258) Augustinus noemde Gregoriaanse muziek ‘de
hoorbare afbeelding van het onhoorbare oerbeeld’. Ik heb altijd gedacht dat ik
naar het goddelijke toeschreef. Maar de dichters die ik bewonder schreven vanuit het goddelijke. Het is denk ik
een wederzijdse beweging, want tekstueel zijn veel Gregoriaanse liederen
gebeden.
259) De gedichten van Daniel Bañulescu, die vol seks en
geweld zitten, brengen me de vraag van J. in herinnering, een vraag over de
waanzin, waarvan ik zei dat ik die meer in mijn gedichten moet toelaten. Hij
vroeg of die waanzin niet ook een vraag behelsde. Ik vond dat toen een te grote vraag om te
antwoorden. Dat is hij ook, realiseer ik me nu, al is het antwoord in de kern heel
eenvoudig: ja. Omdat de, zoals ik het noem, waanzin samenvalt met wat poëzie
is.
260) Maar dat is geen toereikend antwoord. Aan
het slot van wat nogal een kletspraatje lijkt over Caravaggio’s ‘Het
martelaarschap van de heilige Ursula’ trekt Navid Kerzami in Goddelijke kunst een rake conclusie. Hij
gaat ervan uit dat de schilder Ursula heeft gemodelleerd naar een vroeger
model, en dat de soldaat, die tijdens de moord achter haar staat, is
gemodelleerd naar Caravaggio zelf. Kerzami stelt dat hiermee ‘de moordenaar als
minnaar’ herkenbaar is, ‘tot razernij gebracht doordat hij door zijn geliefde
is afgewezen’. Hij vervolgt: ‘Als Ursula een zinnebeeld van het goddelijke is,
dan verwoest hij het omdat hij te zeer begeert’. Als die laatste zin klopt, en
ik denk dat dat zo is, is de afwijzing als reden voor de razernij niet zo relevant.
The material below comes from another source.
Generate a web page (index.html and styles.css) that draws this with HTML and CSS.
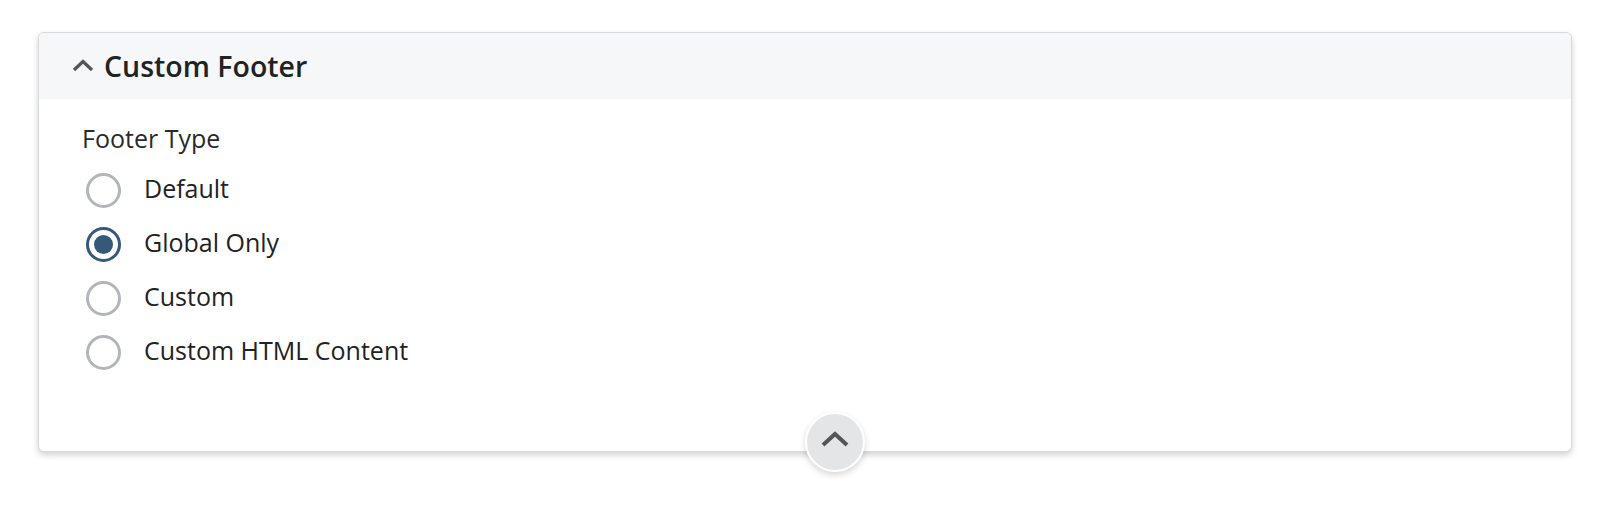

De ‘waanzin’ bestaat namelijk mede uit het verlangen
samen te vallen met de geliefde; het is een (in de woorden van Bataille) poging
van het discontinue om continu te zijn. Bataille vat de liefdesdaad op als een
schending: om één te worden met het goddelijke moet het geschonden worden. Dat
is een schandaal: niet het schandaal van de kunst, maar het schandaal van het bestaan.
De kunst kan het niet laten bij die constatering, maar moet (dat kan niet
anders) daar iets tegenover stellen.